Bir işletmenin ticari işletme olduğundan bahsedebilmek için en az bu dört unsura göre faaliyet göstermesi gerekmektedir.
Ticari İşletmenin Aktif ve Pasiflerde Devri
Ticari işletmeler, kanuna göre herhangi bir yasal sorun yoksa, tüm aktif ve pasifleri ile devredilebilmektedir. Böylece, devredilen işletmenin borçları da devredilmiş olmaktadır fakat iki yıl boyunca borçların sorumluluğu devredenle devralanın birlikte yürütmesi gerekmektedir.
Ticari İşletme Devrinin Sonuçları Nelerdir?
Kanuna göre, ticari işletmenin devri sonunda bazı yasal sonuçlar oluşmaktadır. Bunlardan ilki, ticari işletmeyi devretmiş olan kişinin, tacir sıfatının düşmesidir. Ancak devreden kişinin başka bir işletmesi daha varsa, tacir sıfatı devam edebilmektedir. Ticari bir işletmenin devredilmesi aynı zamanda devredilen işletmeye sürekli olarak tahsis edilmiş olan tüm unsurların da devralana geçmesini gerektirmektedir.
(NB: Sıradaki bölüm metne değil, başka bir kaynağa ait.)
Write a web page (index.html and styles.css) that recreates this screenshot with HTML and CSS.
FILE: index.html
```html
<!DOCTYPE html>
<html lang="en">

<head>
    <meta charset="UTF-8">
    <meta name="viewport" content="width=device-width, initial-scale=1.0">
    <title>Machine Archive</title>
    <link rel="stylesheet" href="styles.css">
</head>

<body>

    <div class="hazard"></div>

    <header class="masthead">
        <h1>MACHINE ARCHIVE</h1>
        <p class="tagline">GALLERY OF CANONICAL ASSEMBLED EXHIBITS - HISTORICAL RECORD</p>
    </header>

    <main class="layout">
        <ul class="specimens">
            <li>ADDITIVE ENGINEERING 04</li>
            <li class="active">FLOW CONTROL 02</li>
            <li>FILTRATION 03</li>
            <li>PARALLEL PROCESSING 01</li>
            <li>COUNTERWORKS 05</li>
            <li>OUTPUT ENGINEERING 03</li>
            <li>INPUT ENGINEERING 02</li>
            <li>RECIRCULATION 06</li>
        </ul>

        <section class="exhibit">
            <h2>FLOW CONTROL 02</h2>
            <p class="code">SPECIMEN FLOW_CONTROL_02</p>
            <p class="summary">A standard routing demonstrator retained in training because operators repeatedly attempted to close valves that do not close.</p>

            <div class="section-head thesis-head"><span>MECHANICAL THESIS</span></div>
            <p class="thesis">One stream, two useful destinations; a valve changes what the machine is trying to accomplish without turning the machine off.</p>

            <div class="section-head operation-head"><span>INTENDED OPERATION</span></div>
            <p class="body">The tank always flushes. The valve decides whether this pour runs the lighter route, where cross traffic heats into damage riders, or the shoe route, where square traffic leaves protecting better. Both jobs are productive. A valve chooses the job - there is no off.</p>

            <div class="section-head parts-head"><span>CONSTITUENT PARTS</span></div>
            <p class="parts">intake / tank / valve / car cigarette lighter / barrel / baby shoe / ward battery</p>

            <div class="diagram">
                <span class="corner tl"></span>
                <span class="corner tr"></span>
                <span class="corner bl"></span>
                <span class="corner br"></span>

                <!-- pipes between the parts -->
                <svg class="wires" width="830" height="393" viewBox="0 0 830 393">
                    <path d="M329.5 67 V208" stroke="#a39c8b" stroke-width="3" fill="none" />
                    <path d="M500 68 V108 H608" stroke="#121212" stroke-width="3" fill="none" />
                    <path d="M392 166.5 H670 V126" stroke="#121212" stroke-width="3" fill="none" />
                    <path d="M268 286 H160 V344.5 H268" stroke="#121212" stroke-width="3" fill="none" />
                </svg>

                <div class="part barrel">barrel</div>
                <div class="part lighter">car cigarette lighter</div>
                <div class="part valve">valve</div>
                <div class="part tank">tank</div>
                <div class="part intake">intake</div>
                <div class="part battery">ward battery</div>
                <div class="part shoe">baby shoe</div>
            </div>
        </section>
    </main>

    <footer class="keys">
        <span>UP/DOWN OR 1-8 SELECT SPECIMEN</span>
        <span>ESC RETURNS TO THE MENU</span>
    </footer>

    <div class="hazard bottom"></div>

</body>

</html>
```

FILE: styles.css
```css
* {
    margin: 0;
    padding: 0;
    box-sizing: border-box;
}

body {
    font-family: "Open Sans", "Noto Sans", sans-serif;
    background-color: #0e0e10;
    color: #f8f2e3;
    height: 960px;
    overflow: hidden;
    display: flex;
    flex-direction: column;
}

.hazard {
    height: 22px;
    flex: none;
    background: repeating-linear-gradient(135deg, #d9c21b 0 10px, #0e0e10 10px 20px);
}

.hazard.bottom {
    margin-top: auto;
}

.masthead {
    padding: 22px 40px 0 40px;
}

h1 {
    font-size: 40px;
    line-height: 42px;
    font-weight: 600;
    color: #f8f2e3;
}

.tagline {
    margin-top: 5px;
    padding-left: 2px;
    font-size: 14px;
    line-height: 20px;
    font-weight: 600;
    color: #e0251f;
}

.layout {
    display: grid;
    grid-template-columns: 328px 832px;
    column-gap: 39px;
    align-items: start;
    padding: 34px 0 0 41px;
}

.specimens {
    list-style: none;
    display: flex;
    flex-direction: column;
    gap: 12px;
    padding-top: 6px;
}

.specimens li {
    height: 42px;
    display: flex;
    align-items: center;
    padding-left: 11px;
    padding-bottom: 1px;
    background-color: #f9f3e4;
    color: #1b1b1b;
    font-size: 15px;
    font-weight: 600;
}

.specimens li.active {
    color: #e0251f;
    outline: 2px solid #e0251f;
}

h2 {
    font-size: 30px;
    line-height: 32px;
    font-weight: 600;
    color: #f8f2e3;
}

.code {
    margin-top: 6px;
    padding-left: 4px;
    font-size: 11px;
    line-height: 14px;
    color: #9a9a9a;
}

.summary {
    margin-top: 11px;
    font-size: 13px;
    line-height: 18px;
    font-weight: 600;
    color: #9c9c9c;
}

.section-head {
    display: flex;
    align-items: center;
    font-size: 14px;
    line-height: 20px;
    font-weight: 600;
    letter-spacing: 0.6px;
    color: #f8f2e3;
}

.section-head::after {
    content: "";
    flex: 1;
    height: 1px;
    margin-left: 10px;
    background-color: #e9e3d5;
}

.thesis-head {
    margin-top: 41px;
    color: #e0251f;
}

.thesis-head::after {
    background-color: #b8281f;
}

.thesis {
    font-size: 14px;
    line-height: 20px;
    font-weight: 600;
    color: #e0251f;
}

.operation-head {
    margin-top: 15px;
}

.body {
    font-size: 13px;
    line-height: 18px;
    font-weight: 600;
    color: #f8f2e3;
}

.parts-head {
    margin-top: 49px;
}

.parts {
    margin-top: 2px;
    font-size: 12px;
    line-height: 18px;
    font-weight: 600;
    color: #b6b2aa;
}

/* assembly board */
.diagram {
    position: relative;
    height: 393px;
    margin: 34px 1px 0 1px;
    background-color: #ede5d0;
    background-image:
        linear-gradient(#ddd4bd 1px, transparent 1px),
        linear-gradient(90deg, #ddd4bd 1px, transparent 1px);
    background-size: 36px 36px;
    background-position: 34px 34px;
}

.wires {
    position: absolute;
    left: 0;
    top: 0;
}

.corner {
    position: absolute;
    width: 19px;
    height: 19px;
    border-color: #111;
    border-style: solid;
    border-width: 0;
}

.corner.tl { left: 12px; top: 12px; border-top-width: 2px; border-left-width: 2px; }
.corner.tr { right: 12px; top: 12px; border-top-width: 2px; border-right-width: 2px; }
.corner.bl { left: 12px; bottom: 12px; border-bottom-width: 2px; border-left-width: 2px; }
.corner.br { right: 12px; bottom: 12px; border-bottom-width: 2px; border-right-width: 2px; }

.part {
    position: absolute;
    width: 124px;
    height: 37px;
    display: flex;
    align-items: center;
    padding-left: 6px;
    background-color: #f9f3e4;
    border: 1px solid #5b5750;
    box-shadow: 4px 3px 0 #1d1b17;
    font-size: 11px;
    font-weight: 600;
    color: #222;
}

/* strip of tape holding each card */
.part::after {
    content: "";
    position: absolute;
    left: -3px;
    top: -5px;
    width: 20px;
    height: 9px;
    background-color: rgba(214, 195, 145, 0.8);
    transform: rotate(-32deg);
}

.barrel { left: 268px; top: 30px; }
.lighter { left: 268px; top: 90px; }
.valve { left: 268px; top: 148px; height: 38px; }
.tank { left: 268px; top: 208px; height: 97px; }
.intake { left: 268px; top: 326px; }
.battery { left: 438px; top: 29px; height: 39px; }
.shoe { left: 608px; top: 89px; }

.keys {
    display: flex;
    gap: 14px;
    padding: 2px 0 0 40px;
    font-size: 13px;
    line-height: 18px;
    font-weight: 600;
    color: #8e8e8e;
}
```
Ticari işletme devredildikten sonra, devir tarihinden başlamak üzere iki yıl boyunca, ticari işletmeyi devreden kişi ile devralan kişi arasında rekabet yasağı geçerli olmaktadır. Ticari işletmenin devredilmesi ile birlikte, ticari işletmenin borçları da iki yıl boyunca, devralan ve devredenin beraber yükleneceği bir sorumluluktur. Ayrıca devredilen işletme ile ilgili yapılmış olan iş sözleşmelerinin tüm hak ve sorumlulukları da devralan kişiye geçmektedir. Devralan kişi ise bu hak ve sorumlulukları en az iki yıl boyunca devam ettirmek zorundadır.